I do a quick breakdown of the basics so you all can extract quotes, weather information, and stock data on your own.
Then I’ll show you how to save your results into a CSV file so that you can analyze them later in Excel, Pandas, or other analytics tools.
We are not building a complicated scraper or massive automated pipeline today. Instead, we are building a foundation. Yes, there are stronger web crawlers out there that we can use for bigger projects like Scrapy.
This here is just about understanding the basics to set the stage for everything that comes later, such as scraping dynamic sites, dealing with pagination, rotating proxies, and automating recurring scrapes.
But all of that starts with one core idea: a request goes out, HTML comes in, and you learn how to read it.
Thank you guys for allowing me to do work that I find meaningful. This is my full-time job so I hope you will support my work by joining as a premium reader today.
If you’re already a premium reader, thank you from the bottom of my heart! You can leave feedback and recommend topics and projects at the bottom of all my articles.
You can get started with Python today with the goal to land a job in the next few months - Join the Masterclass Here.

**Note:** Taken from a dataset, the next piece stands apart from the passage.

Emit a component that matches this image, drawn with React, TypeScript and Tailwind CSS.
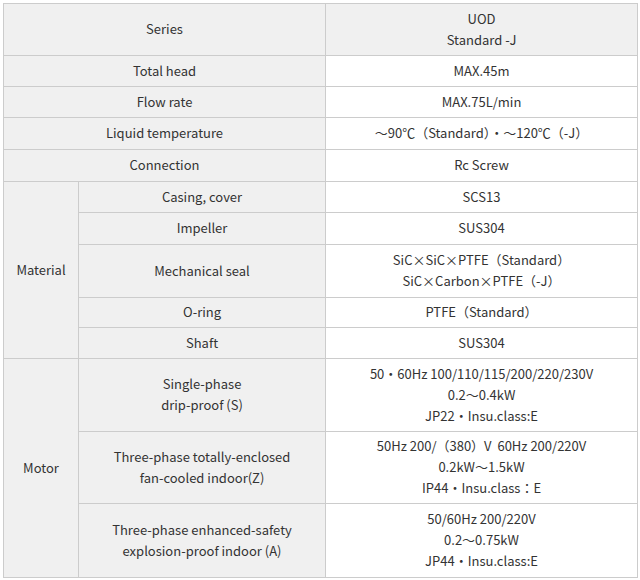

👉 I genuinely hope you get value from these articles, if you do, please help me out, leave it a ❤️, and share it with others who would enjoy this. Thank you so much!
The Webpage as Data
Before writing any code, it helps to understand what we are scraping. Every public webpage is built on HTML. When you open a website in your browser, your browser retrieves the HTML and then formats and styles it visually for you.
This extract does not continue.